Overall, Destiny is likely to be too syrupy for many fans of traditional Saxon and, even judged on its own merits as an AOR album (against, say, Magnum’s Wings of Heaven), it’s unconvincing. In fact, it’s one of Saxon’s worst albums. As worst albums go, it’s not a total disaster. There’s good stuff here and in the right mood even some of the ropier tunes can connect. But the patchiness, dissipating credibility and perceived commercial desperation of Saxon’s EMI years came to a head here. Before long the band were dropped from EMI, had fired their management and were taking time out to rethink and recharge. It would take years for the one-time champions of NWOBHM to fully recover.

Mah copy
Mah copy

38 thoughts on “Saxon – Destiny (Review)”

  1. This Tooooooooown Knoooooows Hooooooow Toooooo Rawk!
    I know HMO wrong album! Still though being a North American I punched out my Saxon ticket after Rock The Nations! (Party Til Ya Puke) I’m trying to recall if I ever seen this album advertised over here.
    You my friend are a true fan and its dudes like you that let this band survive til this day. Even with patchy albums as this one you still found stuff….awesome….

    Liked by 2 people

  2. “stock pop rock moves and limp anthemry” Ye g-ds!

    Ride Like The Wind > Break Like The Wind?

    Are For Whom The Bell Tolls and Red Alert covers of Metallica and Rush?

    Clearly, they should have contacted our benevolently evil HMO (in 1987) before they even started recording, and said “Oh great and omniscient HMO, we beseech you, please tell us how to ‘turn up the good and turn down the suck!'” That would have solved everything! Imagine! Now THAT would have been an album of Destiny! Alas.

    Liked by 2 people

  3. There’s a good quality copy of this in my local 2nd hand record shop – I came close to getting it last week, but pulled away at the last minute. I do like that cover though.

    Liked by 1 person

    1. Yeah, their logo is iconic. Perhaps this version without the cross cuts of combat express something. It does to me. Torch the choppers. Release something restless and wild. Burn the archive and see-saw-sew…hey, I should run like the wind of changing thoughts your post unleash. Thanks Scott, I’d fallen out of Saxon at the the time but came back after ups and downs of my own journeys.

      Liked by 2 people

      1. I think a lot of people had probably fallen out of Saxon at this point but I also see lots of people saying it’s the album that was their introduction. I guess, even if it wasn’t a big hit, Ride Like the Wind got enough plays on TV and radio to win some converts?

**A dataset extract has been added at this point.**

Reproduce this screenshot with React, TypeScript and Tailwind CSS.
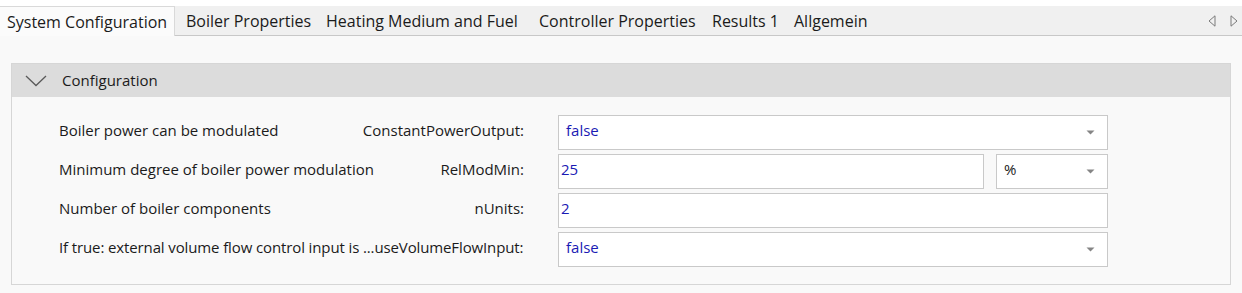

        Really looking forward to doing the next lot of albums though. Some really overlooked, great stuff coming up!

        Liked by 1 person

      1. Love the posts. After 30 or so years of listening to Metal its time for some new music to me anyways….been listening to Intervals, Darkest Hour, Human Abstract, Mastodon…

        Liked by 1 person

  4. Scott, even though I don’t know this album, I do recognize it from magazine ads. It struck me as looking verrrry different (cover wise) from past Saxon covers I’d seen.

    What I like best about your review is that there’s some tension — I’m cheering for them to succeed, you know? The ending of this chapter isn’t so upbeat, but since you say they later on recover, well, I’m on board for the next chapter!

    Liked by 1 person

    1. It’s not an upbeat ending but I’m glad it’s not a total downer… it’s what was needed for them to get back on track. They toiled in obscurity for a while but their albums started getting better very quickly. Destiny is definitely their low point.

      Liked by 1 person

  5. Haven’t gotten to this one yet (my Saxon education has stalled!), but I wasn’t looking forward to it. There’s just something about the cover. Look at the picture of them, too! All hair and little face. Can’t trust a band like that. No sir.

    Anyhoo, you’ve confirmed that this is one to approach with caution! (might avoid it!)

    Liked by 1 person

  6. I love this album. Basically all of it. All the songs effectively tell the intended story, which is part of what I love about bands like Saxon, Iron Maiden and Dio. ‘Where the Lightning Strikes’ is very underrated, IMO. A lot of these songs would have made great soundtrack tunes to a worthy action flick.